Let us declare 2018, then, the year in which we answer -- with orchestrated national mobilizations unsurpassed in growth, force and intensity -- the call of every record-breaking hurricane that forms in the Gulf and the Atlantic Ocean. As storm surges hammer Caribbean Islands and our coastlines, we must inundate our cities, our state capitols, our federal agencies, our Congress, our White House, our corporations, our highways, our railroad tracks, our refineries with increasing waves of marches, canvassing, teach-ins, sit-ins, blockades, strikes, die-ins, occupations -- with all manner of protest and disobedience that we can muster and imagine. We must do this while simultaneously marshaling care and help for storm-affected communities, other species and ecosystems.
Knowing that the media will focus on every shift in a storm's path, we need to take every opportunity the media present to reframe their "storm" crisis coverage. In particular, our mobilizations should tell stories that cast climate change instead as a political crisis, one exacerbated by elites who would rather support the giant triplets of extraction, emission and corporate greed at the expense of all life on Earth than see the emergence of a just, sustainable world of peace.
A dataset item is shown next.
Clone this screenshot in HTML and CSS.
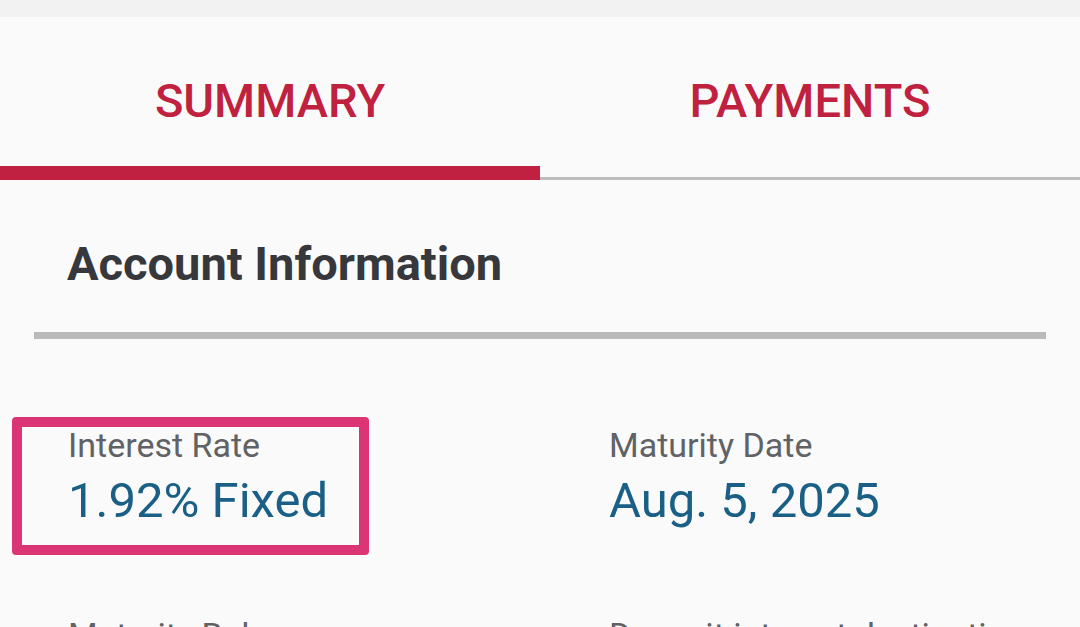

When the storms pass, we must then churn up our organizing in ways that put in stark relief the disparities in climate change impacts, aid and rebuilding, disparities that expose climate change, climate change denial, and climate change inaction as steeped in intersecting systems of domination (sexuality, race, gender, class, species), coloniality and environmental injustices.
Though it is possible, we may be fortunate enough this year to avoid the onset of our now common 100-year hurricanes, floods, rainstorms and heatwaves -- all of which can serve as catalysts for our mobilizations -- let us not be deterred. We must be the storm anyway, because if not this year, those catastrophes will surely come the next. We must be the storm anyway, because we are running out of time and, as King said 51 years ago today, "there is such a thing as being too late."
We must be the storm anyway, because this is the moment for us, finally, to choose nonviolent coexistence over those deadly triplets, and thus to heal, once and for all, the malady rotting the core of our nation's spirit.